── Given information ──

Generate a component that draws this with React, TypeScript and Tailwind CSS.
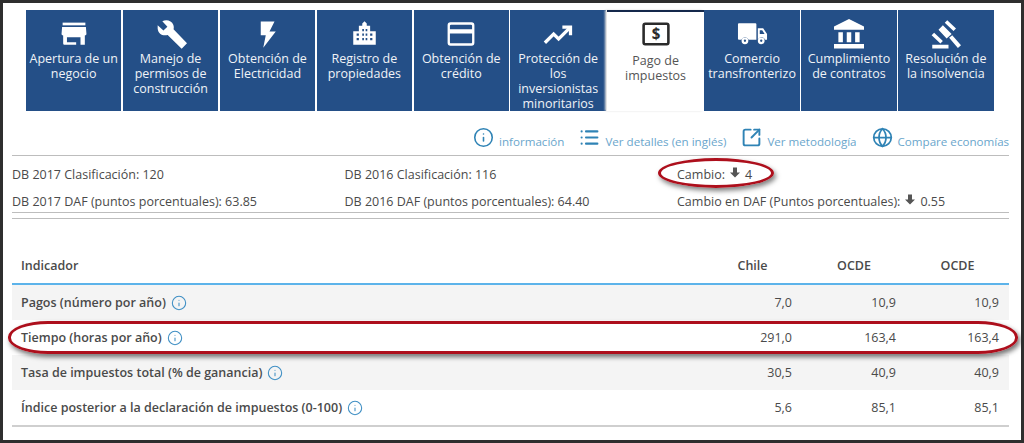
import React from "react";
import { Info, List, SquareArrowOutUpRight, Globe } from "lucide-react";

const S = ({ children, size = 30 }: { children: React.ReactNode; size?: number }) => (
  <svg viewBox="0 0 24 24" width={size} height={size} fill="white">{children}</svg>
);

const tabs: { label: string; icon: React.ReactNode; active?: boolean }[] = [
  { label: "Apertura de un negocio", icon: <S size={26}><path d="M1.500 1.500h21v2.500h-21z"/><path fillRule="evenodd" d="M1 5.500h22l.5 6.500c0 .8-.6 1.300-1.500 1.300V22h-4v-7H5.500v4.500h8.500V22H3.500c-1 0-1.500-.5-1.500-1.500v-7.200c-.9 0-1.500-.5-1.500-1.300z"/></S> },
  { label: "Manejo de permisos de construcción", icon: <svg viewBox="0 0 24 24" width="32" height="32" fill="white"><path d="M2 5.500 6.300 9.300 9.300 6.500 5.500 2.500C8.500.8 12.500 2 13.700 5c.5 1.200.5 2.500.2 3.500L24 19l-4 4-10.500-10.300c-3.500 1-7-.5-7.500-4.700z"/></svg> },
  { label: "Obtención de Electricidad", icon: <S><path d="M7 2h11l-4 8h5L9 23l2-10H7z"/></S> },
  { label: "Registro de propiedades", icon: <S size={27}><path fillRule="evenodd" d="M10 5V3l2-2 2 2v2h3v5h5v12H2V10h5V5zM5 12v2h2v-2zm0 4v2h2v-2zm5-8v2h1.500V8zm3 0v2h1.500V8zm-3 4v2h1.500v-2zm3 0v2h1.500v-2zm-3 4v2h1.500v-2zm3 0v2h1.500v-2zm4-4v2h2v-2zm0 4v2h2v-2z"/></S> },
  { label: "Obtención de crédito", icon: <S size={28}><path fillRule="evenodd" d="M3 2h18a2.500 2.500 0 0 1 2.500 2.500v15A2.500 2.500 0 0 1 21 22H3a2.500 2.500 0 0 1-2.500-2.500v-15A2.500 2.500 0 0 1 3 2zm-.5 3v3h19V5a1 1 0 0 0-1-1h-17a1 1 0 0 0-1 1zm0 6.500V19a1 1 0 0 0 1 1h17a1 1 0 0 0 1-1v-7.500z"/></S> },
  { label: "Protección de los inversionistas minoritarios", icon: <svg viewBox="0 0 24 24" width="30" height="30" fill="none" stroke="white" strokeWidth="2.600"><path d="M1.500 19 8.500 12l4 4L21 7.500"/><path d="M15.500 6.500H22V13" /></svg> },
  { label: "Pago de impuestos", active: true, icon: <svg viewBox="0 0 26 22" width="28" height="24"><rect x="1.500" y="1.500" width="23" height="19" rx="1.500" fill="white" stroke="#2b2b2b" strokeWidth="2.400"/><text x="13" y="16" textAnchor="middle" fontSize="14" fontWeight="700" fontFamily="'Open Sans', sans-serif" fill="#2b2b2b">$</text></svg> },
  { label: "Comercio transfronterizo", icon: <svg viewBox="0 0 32 24" width="31" height="24" fill="white"><path fillRule="evenodd" d="M2 1h17a1 1 0 0 1 1 1v16h-8a4 4 0 0 0-7.500 0H2a1 1 0 0 1-1-1V2a1 1 0 0 1 1-1zm19.500 5H27l4 6v6h-2a4 4 0 0 0-7.500 0zM23.500 8v4h5l-2.500-4z"/><path fillRule="evenodd" d="M8.200 15.500a3.500 3.500 0 1 1 0 7 3.500 3.500 0 0 1 0-7zm0 2.300a1.200 1.200 0 1 0 0 2.400 1.200 1.200 0 0 0 0-2.400zM25 15.500a3.500 3.500 0 1 1 0 7 3.500 3.500 0 0 1 0-7zm0 2.300a1.200 1.200 0 1 0 0 2.400 1.200 1.200 0 0 0 0-2.400z"/></svg> },
  { label: "Cumplimiento de contratos", icon: <S><path d="M12 0 24 6v2.500H0V6zM0 20h24v3.500H0zM3.500 10.500h3.600v8H3.500zM10.200 10.500h3.600v8h-3.600zM16.900 10.500h3.600v8h-3.600z"/></S> },
  { label: "Resolución de la insolvencia", icon: <S><path d="m13 1 7 6.500-2 2-7-6.500zM9.500 5l7 7-4 3.500-6.500-7zM14.500 15l2.500-2 7 8-2.500 2.200zM2.500 11l7 6.500-2 2-7-6.500zM1 20.500h13V23.500H1z" /></S> },
];

const rows = [
  { name: "Pagos (número por año)", vals: ["7,0", "10,9", "10,9"], gray: true },
  { name: "Tiempo (horas por año)", vals: ["291,0", "163,4", "163,4"], gray: false },
  { name: "Tasa de impuestos total (% de ganancia)", vals: ["30,5", "40,9", "40,9"], gray: true },
  { name: "Índice posterior a la declaración de impuestos (0-100)", vals: ["5,6", "85,1", "85,1"], gray: false },
];

const links = [
  { label: "información", icon: <Info size={21} strokeWidth={1.800} /> },
  { label: "Ver detalles (en inglés)", icon: <List size={21} strokeWidth={2.400} /> },
  { label: "Ver metodología", icon: <SquareArrowOutUpRight size={21} strokeWidth={2.200} /> },
  { label: "Compare economías", icon: <Globe size={21} strokeWidth={2} /> },
];

const Down = () => (
  <svg viewBox="0 0 12 12" width="12" height="13" className="relative top-[-3px] mx-[4px] inline-block" fill="#555"><path d="M4 1h4v5h3L6 11 1 6h3z" /></svg>
);

export default function App() {
  return (
    <div className="relative h-[443px] w-[1024px] overflow-hidden border-[3px] border-[#2e2e2e] bg-white text-[12.500px] leading-[15px] text-[#4a4a4a] font-['Open_Sans',sans-serif]">
      <div className="ml-[23px] mt-[6.500px] flex h-[101.500px] w-[968px]">
        {tabs.map((t) =>
          t.active ? (
            <div key={t.label} className="mr-[0.500px] flex w-[96.500px] shrink-0 flex-col items-center border-t-2 border-[#14284b] bg-white pt-[6px] text-center text-[#555] shadow-[-2px_0_2px_#e0e0e0]">
              <div className="flex h-[33px] items-center">{t.icon}</div>
              <div className="mt-[2px] px-[10px]">{t.label}</div>
            </div>
          ) : (
            <div key={t.label} className="mr-[1.500px] flex w-[95.400px] shrink-0 flex-col items-center bg-[#244f87] pt-[8px] text-center text-[#f0f3f7]">
              <div className="flex h-[32px] items-center justify-center">{t.icon}</div>
              <div className="mt-[1px] px-[2px]">{t.label}</div>
            </div>
          )
        )}
      </div>

      <div className="mt-[16px] ml-[470px] flex h-[27px] items-center gap-[15px] text-[11.600px] text-[#6aa6cc]">
        {links.map((l) => (
          <div key={l.label} className="flex items-center gap-[5px] whitespace-nowrap">
            <span className="relative top-[-3px] text-[#2f83b5]">{l.icon}</span>
            <span className="relative top-[1px]">{l.label}</span>
          </div>
        ))}
      </div>

      <div className="ml-[9px] mt-[1px] w-[997px]">
        <div className="flex flex-col gap-[12px] border-y border-[#bdbdbd] pb-[3px] pt-[11px]">
          <div className="grid h-[15px] grid-cols-[332.500px_332.500px_1fr] items-center">
            <div>DB 2017 Clasificación: 120</div>
            <div>DB 2016 Clasificación: 116</div>
            <div>Cambio:<Down />4</div>
          </div>
          <div className="grid h-[15px] grid-cols-[332.500px_332.500px_1fr] items-center">
            <div>DB 2017 DAF (puntos porcentuales): 63.85</div>
            <div>DB 2016 DAF (puntos porcentuales): 64.40</div>
            <div>Cambio en DAF (Puntos porcentuales):<Down />0.55</div>
          </div>
        </div>
        <div className="mt-[5px] border-t border-[#bdbdbd]" />

        <div className="mt-[32px] flex h-[34px] items-center border-b-[2px] border-[#5cb3ea] pb-[4px] pl-[9px] font-semibold">
          <div className="flex-1">Indicador</div>
          <div className="w-[93px] pr-[6px] text-center">Chile</div>
          <div className="w-[104px] text-center">OCDE</div>
          <div className="w-[103px] text-center">OCDE</div>
        </div>
        {rows.map((r) => (
          <div key={r.name} className={`flex h-[35px] items-center pl-[9px] ${r.gray ? "bg-[#f4f4f4]" : "bg-white"}`}>
            <div className="flex flex-1 items-center gap-[5px] font-semibold">
              {r.name}
              <Info size={16} strokeWidth={1.600} className="text-[#3f8fc4]" />
            </div>
            <div className="w-[93px] pr-[10px] text-right">{r.vals[0]}</div>
            <div className="w-[104px] pr-[10px] text-right">{r.vals[1]}</div>
            <div className="w-[103px] pr-[10px] text-right">{r.vals[2]}</div>
          </div>
        ))}
        <div className="border-t-2 border-[#cfcfcf]" />
      </div>

      <div className="absolute left-[655px] top-[155px] h-[30px] w-[116px] rounded-[50%] border-[3.500px] border-[#ad0f1c] shadow-[2px_3px_5px_rgba(0,0,0,0.5)]" />
      <div className="absolute left-[5px] top-[318px] h-[32.500px] w-[1010px] rounded-[40px/16px] border-[3.500px] border-[#ad0f1c] shadow-[2px_3px_5px_rgba(0,0,0,0.55)]" />
    </div>
  );
}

───

■ The exercise: Everything from the first line of the listing above through the line that contains "List, SquareArrowOutUpRight, Globe" is to be restated word for word, minus the pictures.

■ Answer to this exercise:
Generate a component that draws this with React, TypeScript and Tailwind CSS.
import React from "react";
import { Info, List, SquareArrowOutUpRight, Globe } from "lucide-react";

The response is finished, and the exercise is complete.